Q & A / Jun/Jly 2012
She grew up in Los Angeles, on the west side. She credits her mother, who survived breast cancer for 25 years, as the inspiration for much of what she has accomplished personally and professionally. Breaking barriers throughout her life, she is the first woman to be the City Manager of San Luis Obispo where she oversees all 350 city employees. She has served as a federal special agent but found local government to be her calling. Today, she is two-and-a-half years into the job. We catch up with her one afternoon to get to know her a little better…
What was childhood like for you?
It was a really active, athletic childhood. I played tennis, skied, played baseball. I was the first girl at Rancho Park to play in the Little League there. They actually wouldn’t let me play at the park that was closest to my house because they wouldn’t consider allowing a girl. But, this other park that was a little further away decided to make an exception. So, my parents allowed me to do it, and I signed up. The coach lived across the street from us. And when he put me in the lineup, I hit a triple and there was a big celebration on our block that day. If I had better wheels, it would have been a home run.
How’d you go from triples in Little League to city management?
I actually knew in junior high school that this was my passion, to serve. I was involved in student government the whole time I was in school, including in college, so it was in my blood. It was in my soul. I describe my profession as a calling, so it’s always been part of what I love to do. I went off to school at UC Davis for a Public Service degree and to Syracuse University for my Masters in Public Administration. From there, I spent nine years in the Federal Government rotating through various agencies. I started off in the Treasury Department and kind of fell in love with doing law enforcement work. I decided I wanted to become more involved, so I went to the Federal Law Enforcement Training Center to become a certified special agent. And, so I was a “T-woman.”
Just what is a “T-woman” exactly?
Treasury Woman. The Treasury Department has thirteen different bureaus, the IRS, which we all know, but there are many others. I worked for the Inspector General’s Office doing criminal investigations in the non-law enforcement bureaus for any crime that was committed. We were looking for fraud, waste, and abuse within the government as a result of criminal activity. One of the biggest cases I had was when there was a purchasing agent who was buying computers for the agency, taking possession of them, and then selling them to pawn shops.
But you left federal government?
I felt like I wasn’t making very much of a difference. Finding things that were going to change the system were just not happening. So, while I was doing a lot of good work - holding people accountable for stealing from the government - I wasn’t really changing people’s lives.

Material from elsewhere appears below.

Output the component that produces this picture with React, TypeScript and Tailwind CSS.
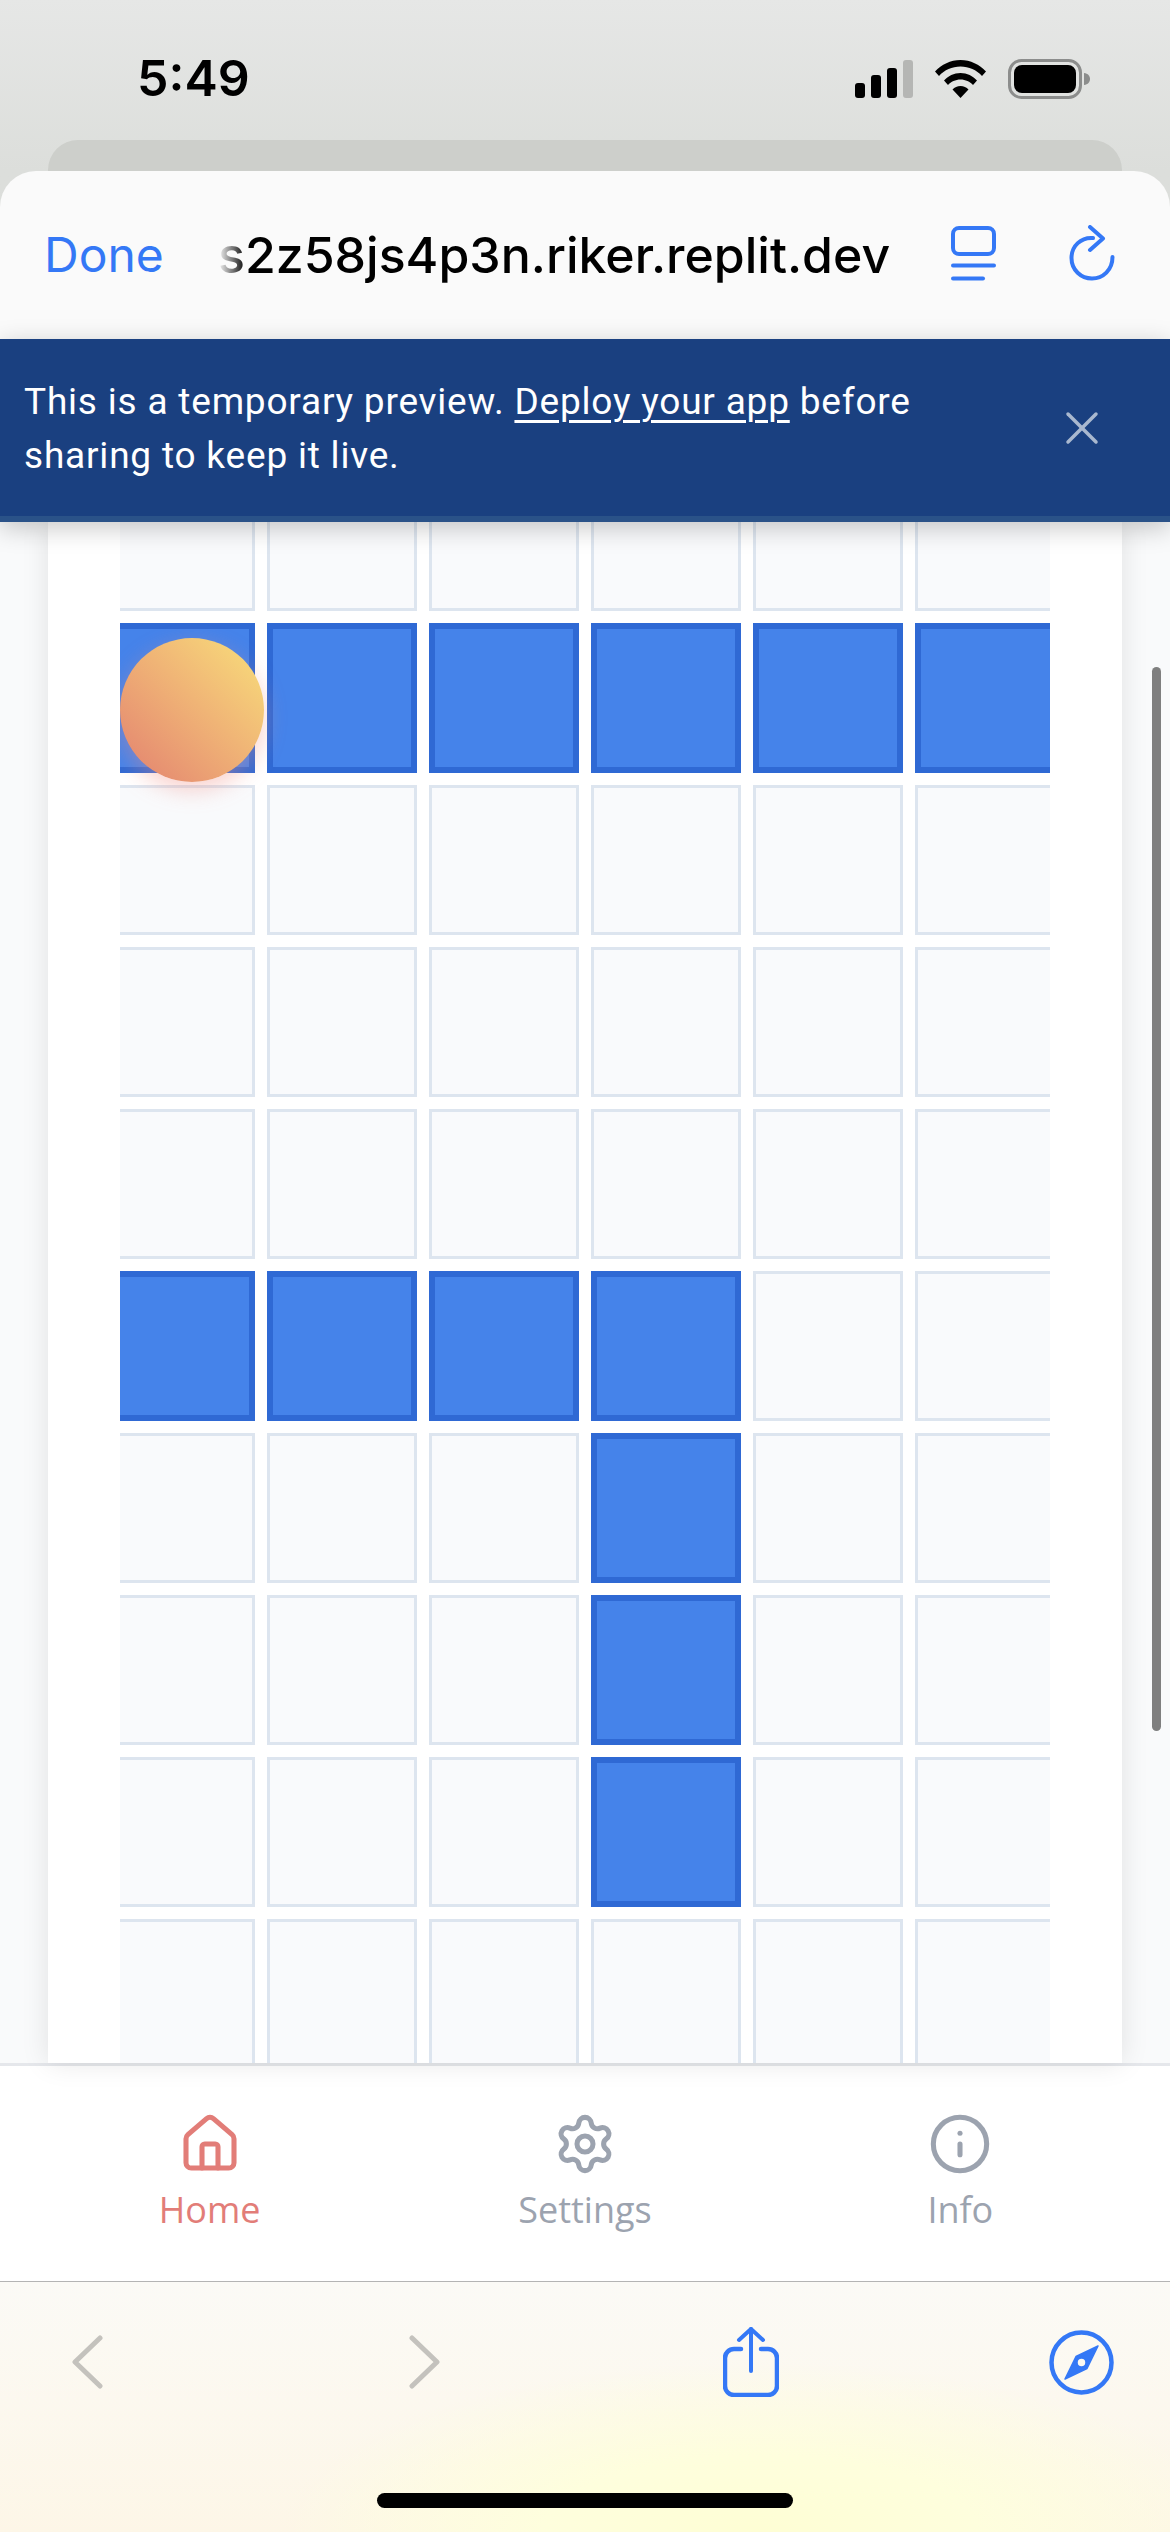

I bet the guy who pawned those computers would beg to differ!
[laughter] Good point. His life definitely changed. But, seriously, I started to really think about it, and I came to the conclusion that I could make a much bigger impact in local government. Whether it’s big stuff like having open space and planning for our land use or it’s the little stuff like getting the garbage picked up or filling the pothole, every day people are impacted by local government.
Where do you get your drive?
The person who I have been most empowered by was my mom. And I have had some challenges. I happen to be dyslexic. From an early age they thought it may have been some other problem that they couldn’t identify. They couldn’t figure out why I don’t do standardized tests very well. My mom had a commitment to empowering me and encouraging me to be the best that I could be and to overcome and take me to tutors. I always felt like I was successful in her presence and that I could do anything I wanted to do. And, so I felt very empowered by that and very loved and cared for and encouraged. It has meant that I have had a high level of persistence. For me, it’s always been about, head down, ears pinned back dedication to doing what needs to get done.
How do you balance your busy schedule with your personal life?
My husband, Mark, is the head of a non-profit in LA that provides job training and job opportunities to people in poverty and who are homeless. Most of the time, he’s able to make it up here around 6 or 7 o’clock on a Friday night. He has actually gone off and gotten his pilot’s license and most of the time he’s able to fly back on Monday mornings, so that has given us more time together on the weekends.
What brought you to San Luis?
Three years ago when I was the Assistant City Manager in Beverly Hills, I decided to go on an Outward Bound trip. It was eight days in the woods of North Carolina. I was trying to figure out what I wanted to do next in my career and my private life. And, one of the things I had identified was that I wanted to be a city manager again. I had been a city manager for four-and-a-half years in Malibu, the longest tenured city manager there, before I went to Beverly Hills to work for a full-serviced city. I felt that I could contribute something and be of service to a community. And what’s beautiful about the San Luis Obispo community is that the expectations are high. I feel that the people here really want the best from us, and I feel that I can contribute to that. So, from a career perspective this is pretty much nirvana.